NSA Refused to Disclose Obama's Secret Cyber Security Directive

NSA Refused to Disclose Obama's Secret Cyber Security Directive

The cyber security directive of United States President Barack Obama has been twisted a little as the National Security Agency (NSA) has refused to release details of a secret presidential directive document that would establish a broader set of standards that would guide federal agencies in confronting Cyber threats. Several experts are presuming that the cyber security directive could allow the military and intelligence agencies to operate on the networks of private companies, such as Google and Facebook. According to the last week report by Washington Post, cited several U.S. officials saying that Obama signed off on the secret cyber security order, believed to widely expand NSA’s spying authorities, in mid-October. “The new directive is the most extensive White House effort to date to wrestle with what constitutes an “offensive” and a “defensive” action in the rapidly evolving world of cyber war and cyber terrorism,” the report states.  

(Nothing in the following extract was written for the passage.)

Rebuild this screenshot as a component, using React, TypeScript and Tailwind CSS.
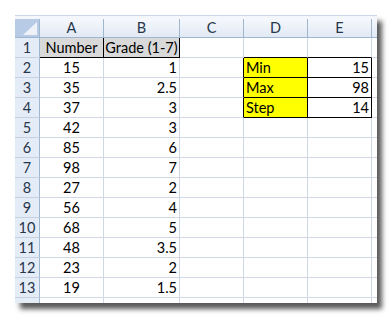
const cols = ['A', 'B', 'C', 'D', 'E']
const colWidths = ['w-[64px]', 'w-[76px]', 'w-[64px]', 'w-[64px]', 'w-[64px]']

type Cell = { v: string; align: 'left' | 'center' | 'right'; fill?: 'gray' | 'yellow' }

const data: Record<string, Cell> = {
  A1: { v: 'Number', align: 'center', fill: 'gray' },
  B1: { v: 'Grade (1-7)', align: 'center', fill: 'gray' },
  D2: { v: 'Min', align: 'left', fill: 'yellow' },
  E2: { v: '15', align: 'right' },
  D3: { v: 'Max', align: 'left', fill: 'yellow' },
  E3: { v: '98', align: 'right' },
  D4: { v: 'Step', align: 'left', fill: 'yellow' },
  E4: { v: '14', align: 'right' },
}

const numbers = [15, 35, 37, 42, 85, 98, 27, 56, 68, 48, 23, 19]
const grades = ['1', '2.5', '3', '3', '6', '7', '2', '4', '5', '3.5', '2', '1.5']
numbers.forEach((n, i) => {
  data[`A${i + 2}`] = { v: String(n), align: 'center' }
  data[`B${i + 2}`] = { v: grades[i], align: 'right' }
})

// black borders: A1:B1 and D2:E4
const boxed = (col: number, row: number) =>
  (row === 1 && col <= 1) || (row >= 2 && row <= 4 && col >= 3)

function cellClasses(col: number, row: number) {
  const right = boxed(col, row) || boxed(col + 1, row) ? 'border-r-black' : 'border-r-[#d0d7e5]'
  const bottom = boxed(col, row) || boxed(col, row + 1) ? 'border-b-black' : 'border-b-[#d0d7e5]'
  return `${right} ${bottom}`
}

function DataCell({ col, row }: { col: number; row: number }) {
  const cell = data[`${cols[col]}${row}`]
  const fill =
    cell?.fill === 'gray' ? 'bg-[#d9d9d9]' : cell?.fill === 'yellow' ? 'bg-[#ffff00]' : 'bg-white'
  const align =
    cell?.align === 'right' ? 'justify-end' : cell?.align === 'center' ? 'justify-center' : 'justify-start'
  return (
    <div
      className={`${colWidths[col]} h-full shrink-0 border-r border-b flex items-center px-[2px] pt-[2px] whitespace-nowrap ${align} ${fill} ${cellClasses(col, row)}`}
    >
      {cell?.v}
    </div>
  )
}

function Row({ row }: { row: number }) {
  return (
    <div className="flex h-[20px] shrink-0">
      <div className="w-[25px] h-full shrink-0 flex items-center justify-center pt-[2px] bg-[#e4ecf7] border-r border-r-[#9eb6ce] border-b border-b-[#c5d1e0] text-[#27364a]">
        {row}
      </div>
      {cols.map((_, c) => (
        <DataCell key={c} col={c} row={row} />
      ))}
      <div className="w-[5px] h-full shrink-0 border-b border-b-[#d0d7e5] bg-white" />
    </div>
  )
}

export default function App() {
  const rows = Array.from({ length: 13 }, (_, i) => i + 1)

  return (
    <div className="min-h-screen bg-white pl-[15px] pt-[15px]">
      <div
        className="w-[362px] h-[288px] overflow-hidden flex flex-col bg-white text-[14.5px] leading-none text-black shadow-[5px_6px_5px_rgba(0,0,0,0.65)]"
        style={{ fontFamily: 'Lato, "Liberation Sans", sans-serif' }}
      >
        {/* strip above the headers */}
        <div className="h-[4px] shrink-0 bg-[#f3f6fa] border-t border-t-[#c9d7e8]" />

        {/* column headers */}
        <div className="flex h-[19px] shrink-0">
          <div className="relative w-[25px] h-full shrink-0 bg-[#b7cbe6] border-r border-r-[#9eb6ce] border-b border-b-[#9eb6ce]">
            <svg className="absolute right-[2px] bottom-[2px]" width="14" height="13" viewBox="0 0 14 13">
              <polygon points="14,0 14,13 0,13" fill="#eef2f8" />
            </svg>
          </div>
          {cols.map((c, i) => (
            <div
              key={c}
              className={`${colWidths[i]} h-full shrink-0 flex items-center justify-center pt-[1px] bg-gradient-to-b from-[#f5f8fc] to-[#e1e9f4] border-r border-r-[#9eb6ce] border-b border-b-[#9eb6ce] text-[#27364a]`}
            >
              {c}
            </div>
          ))}
          <div className="w-[5px] h-full shrink-0 bg-gradient-to-b from-[#f5f8fc] to-[#e1e9f4] border-b border-b-[#9eb6ce]" />
        </div>

        {rows.map((r) => (
          <Row key={r} row={r} />
        ))}

        {/* partially visible row 14 */}
        <div className="flex h-[5px] shrink-0">
          <div className="w-[25px] h-full shrink-0 bg-[#e4ecf7] border-r border-r-[#9eb6ce]" />
          {cols.map((c, i) => (
            <div key={c} className={`${colWidths[i]} h-full shrink-0 border-r border-r-[#d0d7e5]`} />
          ))}
        </div>
      </div>
    </div>
  )
}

The Electronic Privacy and Information Center (EPIC), filed a Freedom of Information Act (FOIA) request to make the document public because it said the measure could expand NSA’s Cyber security authority. “Transparency is crucial to the public’s ability to monitor the government’s national security efforts and ensure that federal agencies respect privacy rights and comply with their obligations under the Privacy Act,” said EPIC’s request.
EPIC said that NSA denied the request on Nov. 21 arguing that it doesn’t have to release the document because it is a confidential presidential communication and contains information that is classified “Secret” and “Top Secret” by the agency. NSA said disclosure of the order could “reasonably be expected to cause exceptionally grave damage to the national security.” The agency said EPIC could file an appeal with the NSA/Central Security Service denial and EPIC said it plans to do so. The privacy group said it is litigating similar FOIA requests with NSA, including the release of NSPD 54, a 2008 presidential directive setting out the NSA’s cyber security authority. The group called NSA a “black hole for public information about cyber security” in an official statement to Congress earlier this year. National Security Agency whistle blower William Binney said in Mid July that the U.S. government is secretly gathering information “about virtually every U.S. citizen in the country”, in “a very dangerous process” that violates Americans’ privacy.
Former President George W. Bush signed a presidential order in 2002 allowing the National Security Agency (NSA) to monitor without a warrant the international (and sometimes domestic) telephone calls and e-mail messages of hundreds or thousands of citizens and legal residents inside the United States. The program eventually came to include some purely internal controls -- but no requirement that warrants be obtained from the Foreign Intelligence Surveillance Court as the 4th Amendment to the Constitution and the foreign intelligence surveillance laws require.